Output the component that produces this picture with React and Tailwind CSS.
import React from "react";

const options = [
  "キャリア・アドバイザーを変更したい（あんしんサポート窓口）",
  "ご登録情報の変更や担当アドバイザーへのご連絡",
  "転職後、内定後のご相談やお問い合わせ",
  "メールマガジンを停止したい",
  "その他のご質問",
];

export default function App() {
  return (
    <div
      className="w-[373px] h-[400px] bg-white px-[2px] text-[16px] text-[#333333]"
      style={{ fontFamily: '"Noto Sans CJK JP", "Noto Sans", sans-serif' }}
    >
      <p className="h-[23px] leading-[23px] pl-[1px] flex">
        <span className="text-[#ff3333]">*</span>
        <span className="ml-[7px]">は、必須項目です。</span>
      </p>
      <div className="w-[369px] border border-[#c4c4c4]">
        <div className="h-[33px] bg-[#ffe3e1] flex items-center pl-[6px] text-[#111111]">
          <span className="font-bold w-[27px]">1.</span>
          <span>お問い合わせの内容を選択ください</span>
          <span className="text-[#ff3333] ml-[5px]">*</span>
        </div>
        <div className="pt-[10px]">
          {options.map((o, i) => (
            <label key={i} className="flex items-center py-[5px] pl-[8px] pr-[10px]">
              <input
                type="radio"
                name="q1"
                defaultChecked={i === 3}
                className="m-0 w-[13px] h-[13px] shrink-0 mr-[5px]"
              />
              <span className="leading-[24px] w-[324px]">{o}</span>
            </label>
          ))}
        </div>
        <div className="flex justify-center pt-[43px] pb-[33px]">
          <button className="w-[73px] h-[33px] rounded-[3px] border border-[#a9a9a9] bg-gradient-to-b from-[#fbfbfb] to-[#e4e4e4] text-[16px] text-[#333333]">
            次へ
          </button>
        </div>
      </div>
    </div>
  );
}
+---+
What the task requires: Extract each line of the listing above, copying it word for word.

Result for this exercise:
Output the component that produces this picture with React and Tailwind CSS.
import React from "react";

const options = [
  "キャリア・アドバイザーを変更したい（あんしんサポート窓口）",
  "ご登録情報の変更や担当アドバイザーへのご連絡",
  "転職後、内定後のご相談やお問い合わせ",
  "メールマガジンを停止したい",
  "その他のご質問",
];

export default function App() {
  return (
    <div
      className="w-[373px] h-[400px] bg-white px-[2px] text-[16px] text-[#333333]"
      style={{ fontFamily: '"Noto Sans CJK JP", "Noto Sans", sans-serif' }}
    >
      <p className="h-[23px] leading-[23px] pl-[1px] flex">
        <span className="text-[#ff3333]">*</span>
        <span className="ml-[7px]">は、必須項目です。</span>
      </p>
      <div className="w-[369px] border border-[#c4c4c4]">
        <div className="h-[33px] bg-[#ffe3e1] flex items-center pl-[6px] text-[#111111]">
          <span className="font-bold w-[27px]">1.</span>
          <span>お問い合わせの内容を選択ください</span>
          <span className="text-[#ff3333] ml-[5px]">*</span>
        </div>
        <div className="pt-[10px]">
          {options.map((o, i) => (
            <label key={i} className="flex items-center py-[5px] pl-[8px] pr-[10px]">
              <input
                type="radio"
                name="q1"
                defaultChecked={i === 3}
                className="m-0 w-[13px] h-[13px] shrink-0 mr-[5px]"
              />
              <span className="leading-[24px] w-[324px]">{o}</span>
            </label>
          ))}
        </div>
        <div className="flex justify-center pt-[43px] pb-[33px]">
          <button className="w-[73px] h-[33px] rounded-[3px] border border-[#a9a9a9] bg-gradient-to-b from-[#fbfbfb] to-[#e4e4e4] text-[16px] text-[#333333]">
            次へ
          </button>
        </div>
      </div>
    </div>
  );
}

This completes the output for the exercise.